The CMHC report is the second in as many weeks to sound the alarm on debt loads. The Bank of Canada’s Financial System Review last week warned that the sharply higher cost of carrying a mortgage is a major risk to the economy in the coming years.
The central bank has raised its benchmark lending rate aggressively in recent months in an attempt to bring down record-high inflation.
Variable rate mortgage holders have felt the pinch of higher rates immediately, but the central bank warned that fixed-rate holders should brace for a similar impact when they renew in the coming years.
While many families manage to stay on top of their debt loads as long as their income level stays the same, it becomes a problem for the entire economy when that suddenly and unexpectedly changes, the CMHC warned.
“We see early warning signs that more and more consumers are getting into financial difficulties,” the report said. “It becomes difficult, if not impossible, for many mortgage holders to service their debts.”
Mortgage debt the biggest problem
The CMHC report noted that three quarters of Canadian household debt is tied to mortgages. The housing agency said that any desire to address a looming debt problem is closely linked to the country’s housing market.
“As house prices increase in Canada, households take on debt leading to a rise in the total amount of debt in the economy,” ab Iorwerth said. “Longer terms, reestablishing housing affordability in Canada will be key to reducing household debt if they want to become homeowners.”
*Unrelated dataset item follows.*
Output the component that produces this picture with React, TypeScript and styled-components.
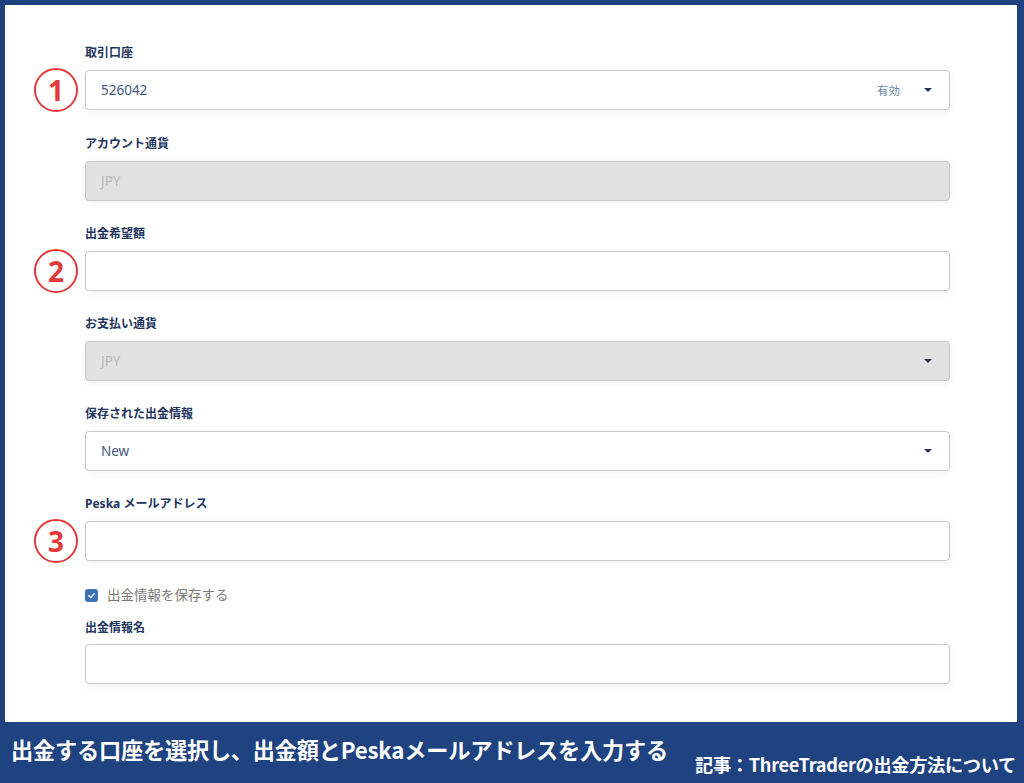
import { createGlobalStyle, styled } from 'styled-components';

const GlobalStyle = createGlobalStyle`
  html, body {
    margin: 0;
    padding: 0;
    background: #1f4381;
  }
  body {
    font-family: "Noto Sans", "Noto Sans CJK JP", sans-serif;
  }
`;

const Page = styled.div`
  width: 1024px;
  height: 783px;
  background: #1f4381;
  display: flex;
  flex-direction: column;
  overflow: hidden;
`;

const Panel = styled.div`
  margin: 5px 7px 0 5px;
  height: 717px;
  background: #ffffff;
  box-sizing: border-box;
  padding-top: 40px;
  display: flex;
  flex-direction: column;
`;

const Field = styled.div<{ $after?: number }>`
  display: grid;
  grid-template-columns: 80px 865px;
  margin-bottom: ${(p) => p.$after ?? 25}px;
`;

const Label = styled.div<{ $gap?: number }>`
  grid-column: 2;
  height: 16px;
  font-size: 12px;
  line-height: 16px;
  font-weight: 700;
  color: #23355c;
  margin-bottom: ${(p) => p.$gap ?? 9}px;
`;

const BadgeCell = styled.div`
  grid-column: 1;
  height: 40px;
  display: flex;
  align-items: center;
  justify-content: flex-end;
  padding-right: 7px;
`;

const Badge = styled.div`
  flex: none;
  width: 44px;
  height: 44px;
  box-sizing: border-box;
  border-radius: 50%;
  border: 2px solid #e23a3a;
  color: #e23a3a;
  display: flex;
  align-items: center;
  justify-content: center;
  font-family: "Noto Sans", sans-serif;
  font-weight: 700;
  font-size: 28px;
  line-height: 1;
`;

const Box = styled.div<{ $disabled?: boolean }>`
  grid-column: 2;
  height: 40px;
  box-sizing: border-box;
  border: 1px solid ${(p) => (p.$disabled ? '#c6c6c6' : '#c9c9c9')};
  border-radius: 4px;
  background: ${(p) => (p.$disabled ? '#e2e2e2' : '#ffffff')};
  box-shadow: 0 2px 8px rgba(0, 0, 0, 0.06);
  display: flex;
  align-items: center;
  padding: 0 16px 0 15px;
`;

const Value = styled.span<{ $muted?: boolean }>`
  flex: 1;
  font-size: 13.5px;
  color: ${(p) => (p.$muted ? '#b9b9b9' : '#45587a')};
`;

const Status = styled.span`
  font-size: 11.5px;
  color: #6b88a6;
  margin-right: 24px;
`;

const Caret = styled.span`
  width: 0;
  height: 0;
  border-left: 4px solid transparent;
  border-right: 4px solid transparent;
  border-top: 4px solid #23355c;
  margin-right: 1px;
`;

const CheckRow = styled.label`
  margin-left: 80px;
  margin-bottom: 15px;
  height: 20px;
  display: flex;
  align-items: center;
  gap: 9px;
  font-size: 13.5px;
  line-height: 20px;
  color: #7a7a7a;
`;

const CheckBox = styled.span`
  width: 13px;
  height: 13px;
  border-radius: 3px;
  background: #3d72b4;
  display: flex;
  align-items: center;
  justify-content: center;
`;

const Caption = styled.div`
  flex: 1;
  display: flex;
  align-items: flex-end;
  justify-content: space-between;
  padding: 0 8px 7px 11px;
  color: #ffffff;
  font-family: "Noto Sans CJK JP", "Noto Sans", sans-serif;
  font-weight: 700;
`;

const Headline = styled.div`
  font-size: 22.2px;
  line-height: 30px;
  padding-bottom: 12px;
  letter-spacing: -0.2px;
`;

const Source = styled.div`
  font-size: 18.2px;
  line-height: 24px;
  letter-spacing: -0.3px;
`;

function Select({ value, status, disabled, muted }: { value: string; status?: string; disabled?: boolean; muted?: boolean }) {
  return (
    <Box $disabled={disabled}>
      <Value $muted={muted}>{value}</Value>
      {status && <Status>{status}</Status>}
      <Caret />
    </Box>
  );
}

export default function App() {
  return (
    <Page>
      <GlobalStyle />
      <Panel>
        <Field $after={26}>
          <Label>取引口座</Label>
          <BadgeCell>
            <Badge>1</Badge>
          </BadgeCell>
          <Select value="526042" status="有効" />
        </Field>
        <Field>
          <Label>アカウント通貨</Label>
          <Box $disabled>
            <Value $muted>JPY</Value>
          </Box>
        </Field>
        <Field>
          <Label>出金希望額</Label>
          <BadgeCell>
            <Badge>2</Badge>
          </BadgeCell>
          <Box />
        </Field>
        <Field>
          <Label>お支払い通貨</Label>
          <Select value="JPY" disabled muted />
        </Field>
        <Field>
          <Label>保存された出金情報</Label>
          <Select value="New" />
        </Field>
        <Field $after={24}>
          <Label>Peska メールアドレス</Label>
          <BadgeCell>
            <Badge>3</Badge>
          </BadgeCell>
          <Box />
        </Field>
        <CheckRow>
          <CheckBox>
            <svg width="9" height="9" viewBox="0 0 10 10">
              <path d="M2 5.2 L4.2 7.3 L8 3" fill="none" stroke="#fff" strokeWidth="1.6" strokeLinecap="round" strokeLinejoin="round" />
            </svg>
          </CheckBox>
          出金情報を保存する
        </CheckRow>
        <Field $after={0}>
          <Label $gap={8}>出金情報名</Label>
          <Box />
        </Field>
      </Panel>
      <Caption>
        <Headline>出金する口座を選択し、出金額とPeskaメールアドレスを入力する</Headline>
        <Source>記事：ThreeTraderの出金方法について</Source>
      </Caption>
    </Page>
  );
}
Benjamin Tal, an economist with CIBC, said Canada is in the midst of an “affordability crisis” when it comes to housing, and it’s one that has been years in the making.
The current surge in immigration is drawing attention to the problem and spurring provincial, municipal and federal governments to do whatever they can to get more housing units built, but he said at least part of the solution must come from ending the obsession with home ownership in the first place.
“We need to create a situation in which you are 35 years old, you’re married, you have two kids and you are vulnerable — nothing is wrong with you,” he told CBC News in an interview.
“The situation is getting worse and worse and worse so we have to treat it as a crisis — and the rental solution must be part of it.”